Tuesday night. I stood in the Veterans Stadium press box and experienced Lake Placid again – minus the snow and legendary bus service. Tug McGraw struck out Willie Wilson to end Game 6 of the World Series, thereby saving what was left of the Delaware Valley's fingernails. Over 65,000 people in the stands erupted, the Phillies mobbed one another, retreated to the clubhouse to quench their thirst and returned to the field for a bow.


THE REPORTERS in the press box marveled. It must have been a full minute before the first wisecrack pierced the roar – an eternity among such cynics. And no one applauded.

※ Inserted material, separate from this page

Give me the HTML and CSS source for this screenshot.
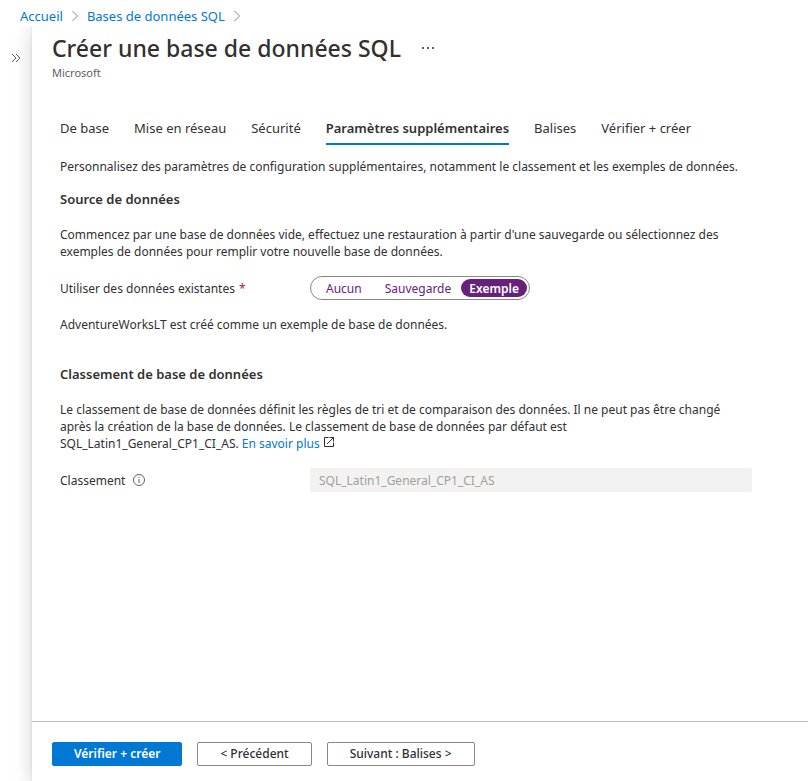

The curse.


This is a roundabout way to arrive at the message of this column, which simply is that Channel 3's Bob Domine is to journalism what hemorrhoids are to George Brett – painful. Anyone who's followed Domine's antics on camera the past weeks should agree.


Remember when Dallas Green told three newspaper reporters that "10 percent" of the Phillies weren't trying? The papers jumped on the story. Channel 10 sent Jim Kelly to the Vet for live comment before the next night's game. Channel 6 dispatched Steve Levy for the same purpose. And Domine? Nothing more than, hey, the Phils are playing tonight. I'm surprised he didn't add. "Let's go get 'em. guys!"


During the Phils' stretch run and the National League playoffs, Domine sounded more and more like the author of Dallas Green's slogan, "We Not I." The "Phils" became "we" on Channel 3 sportscasts. (It must be pointed out that this newspaper was caught up in the same emotion with its "We Win" front-page headline after the Phils' Series victory.)


But the kicker came during the Series, when Channel 3 – an affiliate of NBC, network of the Series – annointed itself "World Series Station" with a special set complete with red and white crepe paper and Domine prancing around in a Phillies cap and red jacket labeled with "Philadelphia Phillies."


I MISSED THE TV coverage of Wednesday's parade down Broad Street, so I did some dial hopping during the three 5:30 newcasts. I stopped at Channel 3, awestruck by the red and white crepe paper. As the show wound down, Domine relayed a personal experience in the Phillies' clubhouse.


He told his audience how a New York writer approached him and asked how Domine could be an unbiased reporter while wearing a Phillies cap. Domine explained to the audience that he wasn't worried about being unbiased. Then he put two fingers to his mouth, stuck his tongue between them, and – in a dedication to the New York writer – spit a Bronx cheer at the camera.


It was among Domine's more intelligent and witty utterances since he replaced KYW's previous sportscasting hero. Bill Currie.


It was also disgusting. Maybe Channel 3 doesnt think so. Maybe the station isn’t aware that many members of the news media from outside this city consider Philadelphia's sports journalists without peer. Maybe Channel 3 thinks it's funny for a red-suited clown to spit at a television camera.


Then again, maybe the management of KYW-TV feels insulted, too. And maybe the station will have Domine apologize for the indiscretion.


If not, then there's more than one bush-leaguer at Channel 3.

Game 6 No. 1


NEW YORK (UPI) – The telecast of World Series Game 6 between the Phillies and the Kansas City Royals drew the largest television audience in World Series history, NBC announced yesterday.


The network said that Game 6 had a rating of 40.0, meaning that 40 percent of American TV sets were tuned to some part of the game Tuesday night. NBC estimated that 81 million viewers saw some portion of the game.


The game eclipsed the record of 39.6 set by Game 7 of the 1975 World Series between the Boston Red Sox and the Cincinnati Reds.


The network also announced that Game 2 of the 1980 Series, with a 34.4 rating, is ranked No. 8 of all time, and that a record 140 million viewers saw some portion of the six-game Series.